Article Preview
Top1. Introduction
Nowadays, the image has penetrated into all aspects of our lives. It is considered an ideal object to transmit information. In particular, with the development of the Internet, the number of images continues to increase. And through the existence of multimedia technology, the image has become an important medium for transmitting modern information. Its growth rate makes the traditional management method of manual labeling more and more impossible. So, it is essential to implement algorithms that replace the human being. In this sense, we find several applications proposed in the field of image processing and artificial vision (Cevikalp & Triggs, 2017; Druzhkov & Kustikova, 2016; Zerdoumi et al., 2018) example, the detection, and tracking of objects, the classification of images etc. For now, this area of research focuses primarily on the understanding, description, and detection of objects that make up the image. Thus, to detect and identify objects in an image is essential to provide an accurate description using the appropriate descriptor for decades. Researchers have focused their efforts on the problems of detection, extraction, and classification of images (Perronnin, Sánchez & Mensink, 2010; Zhu, Wang, Mao, & Yang, 2017). Detection and feature extraction (Chen, Li, Peng, Wong, 2015; Ahmed, Irtaza, & Iqbal, 2017) are often combined to solve common problems in the field of computer vision, such as object detection and recognition, content-based image retrieval, detection and face recognition, and image classification. The methods of classifying images can be summarized in two categories:
- •
The first uses key points, for example Canny (Canny, 1986), Harris (Harris, & Stephens, 1988), Features from Accelerated Segment Test (FAST) (Rosten, & Drummond, 2006).
- •
The second uses descriptors to describe images as Local Binary Pattern (LBP) (Ojala, Pietikäinen, & Harwood, 1996), Scale-Invariant Feature Transform (SIFT) (Lowe, 1999), Speeded Up Robust Features (SURF) (Bay, Tuytelaars, & VanGool, 2006), Accelerated KAZE (A-KAZE) (Alcantarilla, Nuevo, & Bartoli, 2013).
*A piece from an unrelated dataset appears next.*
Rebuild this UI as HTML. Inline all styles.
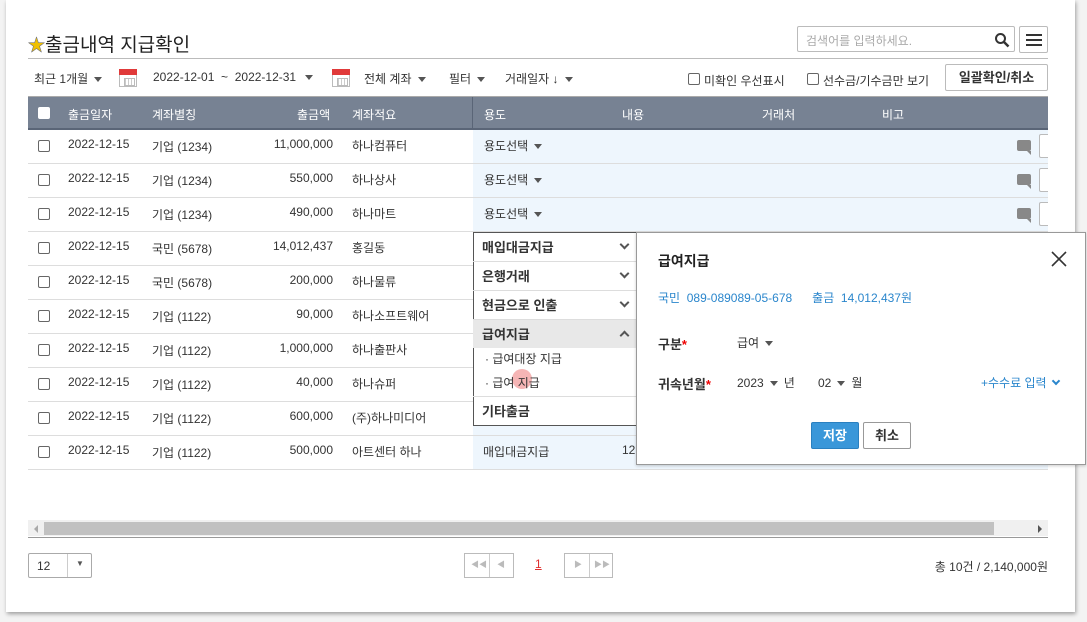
<!DOCTYPE html>
<html><head><meta charset="utf-8"><style>
*{box-sizing:border-box;margin:0;padding:0}
body{width:1087px;height:622px;background:#f3f3f3;font-family:"Liberation Sans","Noto Sans CJK KR",sans-serif;font-size:12px;color:#333;position:relative;overflow:hidden}
.a{position:absolute;white-space:nowrap}
.panel{position:absolute;left:6px;top:0;width:1069px;height:612px;background:#fff;box-shadow:1px 2px 4px rgba(0,0,0,.35)}
.cb{position:absolute;width:12px;height:12px;border:1px solid #666;border-radius:2px;background:#fff}
.tri{display:inline-block;width:0;height:0;border-left:4px solid transparent;border-right:4px solid transparent;border-top:5px solid #555;vertical-align:middle;margin-left:6px}
.row{position:absolute;left:28px;width:1020px;height:34px;border-bottom:1px solid #ddd;overflow:hidden}
.row .bl{position:absolute;left:445px;top:0;width:575px;height:33px;background:#eef6fd}
.cal{position:absolute;width:18px;height:18px;border:1px solid #bbb;background:#fff}
.cal:before{content:"";position:absolute;left:-1px;top:-1px;width:18px;height:6px;background:#e03a3a}
.cal:after{content:"";position:absolute;left:4px;top:8px;width:9px;height:6px;border:1px solid #bbb;background:repeating-linear-gradient(90deg,#ccc 0 1px,transparent 1px 3px)}
.dd{position:absolute;left:473px;width:163px;border-bottom:1px solid #ddd;font-weight:bold;font-size:13px;color:#333}
.chev{position:absolute;right:8px;width:7px;height:7px;border-right:2px solid #555;border-bottom:2px solid #555;transform:rotate(45deg)}
.msg{position:absolute;left:989px;top:10px;width:14px;height:11px;background:#888;border-radius:2px}
.msg:after{content:"";position:absolute;right:0;bottom:-4px;border-left:4px solid transparent;border-top:4px solid #888}
.sb{position:absolute;left:1011px;top:4px;width:20px;height:24px;border:1px solid #bbb;border-radius:2px;background:#fff}
.btn{position:absolute;border:1px solid #bbb;background:#fff}
</style></head><body>
<div class="panel"></div>
<div class="a" style="left:28px;top:30px;font-size:19px;color:#222"><span style="color:#f0c000;font-size:17px;-webkit-text-stroke:0.6px #777">★</span>출금내역 지급확인</div>
<div class="a" style="left:28px;top:58px;width:1020px;height:1px;background:#bbb"></div>
<div class="btn" style="left:797px;top:26px;width:218px;height:26px;border-radius:2px"><span class="a" style="left:8px;top:5px;color:#aaa;font-size:12px">검색어를 입력하세요.</span>
<svg class="a" style="left:196px;top:5px" width="16" height="16"><circle cx="6.5" cy="6.5" r="4.5" stroke="#333" stroke-width="2" fill="none"/><path d="M10 10l4.5 4.5" stroke="#333" stroke-width="2.5"/></svg></div>
<div class="btn" style="left:1019px;top:26px;width:29px;height:27px;border-radius:2px"><div class="a" style="left:6px;top:7px;width:16px;height:2px;background:#333;box-shadow:0 5px 0 #333,0 10px 0 #333"></div></div>

<div class="a" style="left:34px;top:70px">최근 1개월<span class="tri"></span></div>
<div class="cal" style="left:119px;top:69px"></div>
<div class="a" style="left:153px;top:70px">2022-12-01 &nbsp;~ &nbsp;2022-12-31 <span class="tri"></span></div>
<div class="cal" style="left:332px;top:69px"></div>
<div class="a" style="left:364px;top:70px">전체 계좌<span class="tri"></span></div>
<div class="a" style="left:449px;top:70px">필터<span class="tri"></span></div>
<div class="a" style="left:505px;top:70px">거래일자 ↓<span class="tri"></span></div>
<div class="cb" style="left:688px;top:73px"></div><div class="a" style="left:704px;top:72px">미확인 우선표시</div>
<div class="cb" style="left:807px;top:73px"></div><div class="a" style="left:823px;top:72px">선수금/기수금만 보기</div>
<div class="btn" style="left:945px;top:64px;width:103px;height:27px;border-radius:2px;font-weight:bold;font-size:13px;text-align:center;line-height:25px">일괄확인/취소</div>

<div class="a" style="left:28px;top:96px;width:1020px;height:34px;background:#778293;border-top:1px solid #aaa;border-bottom:2px solid #5a6577;color:#fff">
<div class="cb" style="left:10px;top:10px;border-color:#fff"></div>
<span class="a" style="left:40px;top:9px">출금일자</span><span class="a" style="left:124px;top:9px">계좌별칭</span><span class="a" style="left:269px;top:9px">출금액</span><span class="a" style="left:324px;top:9px">계좌적요</span>
<div class="a" style="left:444px;top:0;width:1px;height:32px;background:#5a6577"></div>
<span class="a" style="left:456px;top:9px">용도</span><span class="a" style="left:594px;top:9px">내용</span><span class="a" style="left:734px;top:9px">거래처</span><span class="a" style="left:854px;top:9px">비고</span></div>

<div class="row" style="top:130px"><div class="bl"></div><div class="cb" style="left:10px;top:10px"></div><span class="a" style="left:40px;top:7px">2022-12-15</span><span class="a" style="left:124px;top:8px">기업 (1234)</span><span class="a" style="right:715px;top:7px">11,000,000</span><span class="a" style="left:324px;top:7px">하나컴퓨터</span><span class="a" style="left:456px;top:7px">용도선택<span class="tri"></span></span><div class="msg"></div><div class="sb"></div></div>
<div class="row" style="top:164px"><div class="bl"></div><div class="cb" style="left:10px;top:10px"></div><span class="a" style="left:40px;top:7px">2022-12-15</span><span class="a" style="left:124px;top:8px">기업 (1234)</span><span class="a" style="right:715px;top:7px">550,000</span><span class="a" style="left:324px;top:7px">하나상사</span><span class="a" style="left:456px;top:7px">용도선택<span class="tri"></span></span><div class="msg"></div><div class="sb"></div></div>
<div class="row" style="top:198px"><div class="bl"></div><div class="cb" style="left:10px;top:10px"></div><span class="a" style="left:40px;top:7px">2022-12-15</span><span class="a" style="left:124px;top:8px">기업 (1234)</span><span class="a" style="right:715px;top:7px">490,000</span><span class="a" style="left:324px;top:7px">하나마트</span><span class="a" style="left:456px;top:7px">용도선택<span class="tri"></span></span><div class="msg"></div><div class="sb"></div></div>
<div class="row" style="top:232px"><div class="bl"></div><div class="cb" style="left:10px;top:10px"></div><span class="a" style="left:40px;top:7px">2022-12-15</span><span class="a" style="left:124px;top:8px">국민 (5678)</span><span class="a" style="right:715px;top:7px">14,012,437</span><span class="a" style="left:324px;top:7px">홍길동</span></div>
<div class="row" style="top:266px"><div class="bl"></div><div class="cb" style="left:10px;top:10px"></div><span class="a" style="left:40px;top:7px">2022-12-15</span><span class="a" style="left:124px;top:8px">국민 (5678)</span><span class="a" style="right:715px;top:7px">200,000</span><span class="a" style="left:324px;top:7px">하나물류</span></div>
<div class="row" style="top:300px"><div class="bl"></div><div class="cb" style="left:10px;top:10px"></div><span class="a" style="left:40px;top:7px">2022-12-15</span><span class="a" style="left:124px;top:8px">기업 (1122)</span><span class="a" style="right:715px;top:7px">90,000</span><span class="a" style="left:324px;top:7px">하나소프트웨어</span></div>
<div class="row" style="top:334px"><div class="bl"></div><div class="cb" style="left:10px;top:10px"></div><span class="a" style="left:40px;top:7px">2022-12-15</span><span class="a" style="left:124px;top:8px">기업 (1122)</span><span class="a" style="right:715px;top:7px">1,000,000</span><span class="a" style="left:324px;top:7px">하나출판사</span></div>
<div class="row" style="top:368px"><div class="bl"></div><div class="cb" style="left:10px;top:10px"></div><span class="a" style="left:40px;top:7px">2022-12-15</span><span class="a" style="left:124px;top:8px">기업 (1122)</span><span class="a" style="right:715px;top:7px">40,000</span><span class="a" style="left:324px;top:7px">하나슈퍼</span></div>
<div class="row" style="top:402px"><div class="bl"></div><div class="cb" style="left:10px;top:10px"></div><span class="a" style="left:40px;top:7px">2022-12-15</span><span class="a" style="left:124px;top:8px">기업 (1122)</span><span class="a" style="right:715px;top:7px">600,000</span><span class="a" style="left:324px;top:7px">(주)하나미디어</span></div>
<div class="row" style="top:436px"><div class="bl"></div><div class="cb" style="left:10px;top:10px"></div><span class="a" style="left:40px;top:7px">2022-12-15</span><span class="a" style="left:124px;top:8px">기업 (1122)</span><span class="a" style="right:715px;top:7px">500,000</span><span class="a" style="left:324px;top:7px">아트센터 하나</span><span class="a" style="left:455px;top:7px">매입대금지급</span><span class="a" style="left:594px;top:7px">12</span></div>

<div class="a" style="left:473px;top:232px;width:164px;height:194px;background:#fff;border:1px solid #555;border-right:none"></div>
<div class="dd" style="top:233px;height:29px"><span class="a" style="left:9px;top:4px">매입대금지급</span><div class="chev" style="top:8px"></div></div>
<div class="dd" style="top:262px;height:29px"><span class="a" style="left:9px;top:4px">은행거래</span><div class="chev" style="top:8px"></div></div>
<div class="dd" style="top:291px;height:29px"><span class="a" style="left:9px;top:4px">현금으로 인출</span><div class="chev" style="top:8px"></div></div>
<div class="dd" style="top:320px;height:28px;background:#e8e8e8;border:none"><span class="a" style="left:9px;top:4px">급여지급</span><div class="chev" style="top:12px;transform:rotate(-135deg)"></div></div>
<div class="a" style="left:485px;top:350px;font-size:12px">· 급여대장 지급</div>
<div class="a" style="left:512px;top:369px;width:20px;height:20px;border-radius:50%;background:#f5b5b5"></div>
<div class="a" style="left:485px;top:374px;font-size:12px">· 급여 지급</div>
<div class="dd" style="top:396px;height:29px;border-top:1px solid #ddd;border-bottom:none"><span class="a" style="left:9px;top:4px">기타출금</span></div>

<div class="a" style="left:636px;top:232px;width:450px;height:233px;background:#fff;border:1px solid #999;box-shadow:0 1px 3px rgba(0,0,0,.2)">
<span class="a" style="left:21px;top:18px;font-size:14px;font-weight:bold;color:#222">급여지급</span>
<svg class="a" style="left:414px;top:18px" width="16" height="16"><path d="M1 1L15 15M15 1L1 15" stroke="#333" stroke-width="1.6"/></svg>
<span class="a" style="left:21px;top:56px;color:#2a86cc">국민 &nbsp;089-089089-05-678 &nbsp; &nbsp; &nbsp;출금 &nbsp;14,012,437원</span>
<span class="a" style="left:21px;top:101px;font-weight:bold;font-size:13px">구분<span style="color:#e00">*</span></span>
<span class="a" style="left:100px;top:101px">급여<span class="tri"></span></span>
<span class="a" style="left:21px;top:141px;font-weight:bold;font-size:13px">귀속년월<span style="color:#e00">*</span></span>
<span class="a" style="left:100px;top:141px">2023<span class="tri" style="margin-right:6px"></span>년</span>
<span class="a" style="left:181px;top:141px">02<span class="tri" style="margin-right:6px"></span>월</span>
<span class="a" style="left:344px;top:141px;color:#2a86cc">+수수료 입력 <b style="display:inline-block;width:6px;height:6px;border-right:2px solid #2a86cc;border-bottom:2px solid #2a86cc;transform:rotate(45deg);vertical-align:3px;margin-left:3px"></b></span>
<div class="a" style="left:174px;top:189px;width:48px;height:27px;background:#3a97d9;border:1px solid #2a80c0;border-radius:2px;color:#fff;font-weight:bold;font-size:13px;text-align:center;line-height:25px">저장</div>
<div class="btn" style="left:226px;top:189px;width:48px;height:27px;border-radius:2px;font-weight:bold;font-size:13px;text-align:center;line-height:25px;border-color:#999">취소</div>
</div>

<div class="a" style="left:28px;top:520px;width:1020px;height:16px;background:#f0f0f0"></div>
<div class="a" style="left:44px;top:522px;width:950px;height:13px;background:#c1c1c1"></div>
<div class="a" style="left:34px;top:525px;border-top:4px solid transparent;border-bottom:4px solid transparent;border-right:4px solid #aaa"></div>
<div class="a" style="left:1038px;top:525px;border-top:4px solid transparent;border-bottom:4px solid transparent;border-left:4px solid #555"></div>
<div class="a" style="left:28px;top:537px;width:1020px;height:1px;background:#999"></div>

<div class="btn" style="left:28px;top:553px;width:64px;height:25px;border-radius:2px;border-color:#aaa"><span class="a" style="left:8px;top:5px">12</span><div class="a" style="left:38px;top:0;width:1px;height:23px;background:#ccc"></div><span class="a" style="left:47px;top:5px;font-size:8px;color:#555">▼</span></div>
<div class="btn" style="left:464px;top:553px;width:50px;height:25px;border-color:#bbb"><div class="a" style="left:24px;top:0;width:1px;height:23px;background:#ccc"></div><span class="a" style="left:6px;top:5px;font-size:8px;color:#bbb">◀◀</span><span class="a" style="left:32px;top:5px;font-size:8px;color:#bbb">◀</span></div>
<div class="a" style="left:535px;top:557px;color:#e03030;text-decoration:underline">1</div>
<div class="btn" style="left:564px;top:553px;width:49px;height:25px;border-color:#bbb"><div class="a" style="left:24px;top:0;width:1px;height:23px;background:#ccc"></div><span class="a" style="left:9px;top:5px;font-size:8px;color:#bbb">▶</span><span class="a" style="left:29px;top:5px;font-size:8px;color:#bbb">▶▶</span></div>
<div class="a" style="right:39px;top:558px;font-size:12px">총 10건 / 2,140,000원</div>
</body></html>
On the other hand, the image classification is a challenging problem due to the complexity and the variety of images (Hsu, Chen, & Huang, 2015). Our aim in this paper is to improve the image classification process combining visual and spatial information. The classification of images is based on two very important aspects: descriptors and classifiers. Descriptors are feature vectors that can represent an image. One of the most efficiency ways to represent an image is Bag of Features (BoF) Csurka, Dance, Fan, Willamowski, & Bray, 2004). BoF has become popular in image classification. This model extracts local characteristics and quantifies them in discrete 'visual words'. Then, a histogram associated with this image is defined from the BoF. It was introduced for the first time to analyze text, then expanded to represent images by the frequency of visual words (features) using the K-means classification algorithm. Otherwise, the description of the images using the BoF is limited because it does not preserve spatial information objects in the image. To overcome this problem, we suggest using Spatial Pyramid Matching (SPM) (Lazebnik, Schmid, & Ponce, 2006). This method is very effective for capturing spatial information of objects. SPM considers that the spatial information of the BoF model represented in pyramidal form gives good results. Detecting features and extracting descriptors in an image can be done by using feature extractor algorithms (for example, SIFT, SURF, etc.).